Most partners, when approached in this manner, are happy to help. That’s likely what the breakfast was, an attempt at helping, but we often do not make our needs known to people, instead we tend to take them on this guessing game of passive aggressive innuendos and confusing facial expressions, that we then expect them to decipher:

I know she is upset, but is she mad at me? Is she annoyed with the kids? Is she tired (of course she’s tired)? Maybe she’s hungry?

I know being honest about our feelings and needs is not the cool thing to do, but let’s make it cool. I am quite positive relationships around the globe, would improve drastically, if we could all just be honest and clear with each other about our needs. The first step is identifying your needs, so you can communicate it effectively. A need for peace is something we can all empathize with, so expressing that need, instead of attacking people for getting in the way of your journey to peace, is often more effective at achieving the ultimate goal of peace.
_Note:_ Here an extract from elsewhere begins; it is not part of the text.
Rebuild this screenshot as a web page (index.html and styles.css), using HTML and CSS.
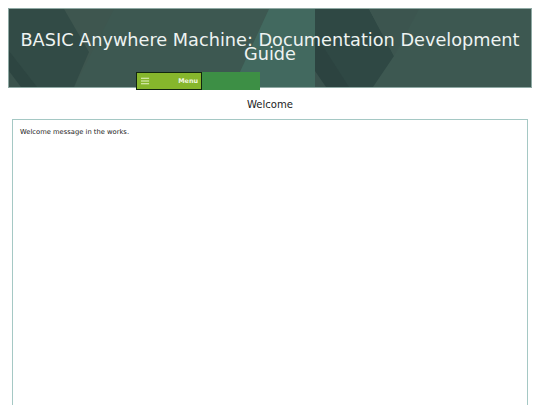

Do you need clarity? As in, do you need this mess cleared up? Well then go ahead and make that a priority. Ask your partner to keep the children occupied for a bit while you clean up the laundry mess (you may need to wait until after breakfast, but it’s also important to try and be flexible). Or call Grandad and ask if he is up for visitors. You will feel better once you get some cleaning done.

I would love to advise you to ask for help and get your family to clean the house with you. If that’s what you want to do, by all means go ahead, but I feel like that is an idealistic, Hollywood movie, kind of parenting tip. We all saw what happened in the previous scene when everyone was “helping.” That doesn’t mean don’t accept help and don’t ever expect others to clean. What I am saying is, when you have very little left in your tank and cannot handle one more setback, go ahead and don’t try and have a teachable moment or the perfect, sitcom worthy, family cleanup.

In my case, trying to get everyone to pitch in, would likely lead to me feeling like more of a failure. It would probably lead to some unwanted, yet good intentioned, nagging about the way and speed with which they were “helping.” It would take way longer and A LOT more patience which I clearly stated I was running thin on. No, the best choice for ME right now (not television mom me, real me) is to ask my partner to take our children somewhere, lock the baby stair gate, put on a movie that no one else would want to watch, and begin tackling the laundry.


Do you feel a need for connection? Are you dragging yourself through all these tasks but really you would rather join your son in tossing the clothes around and then take a family nap on top of the mess? Well, go ahead! These are the moments that people say “forget about the mess, make memories instead.” Love and connection is our greatest need. Your children will benefit more from a lazy day with mom, then they will from folded laundry in their drawers. What do you remember from your childhood? What days were most special? Focus on why they were so special. It’s likely because you felt connected to the people and the world around you. Our connections to others build us up, they fill us in ways that no pedicure could ever compare to. If your need is to connect, I think it is important to honour that need. Especially since it models the importance of self-compassion and connection for our children; something so crucial to their holistic development and happiness.

Only you know what your needs are. Through the conditioning of not telling people how we feel, we also don’t tell people what we need. We will drop emotional and behavioural hints, expecting those around us to detect and decipher the most minute facial expression or sigh. It is so much easier for everyone if we are open and honest about our feelings and our needs. Not only does it help us, but it models that type of openness for our children as well, which is priceless.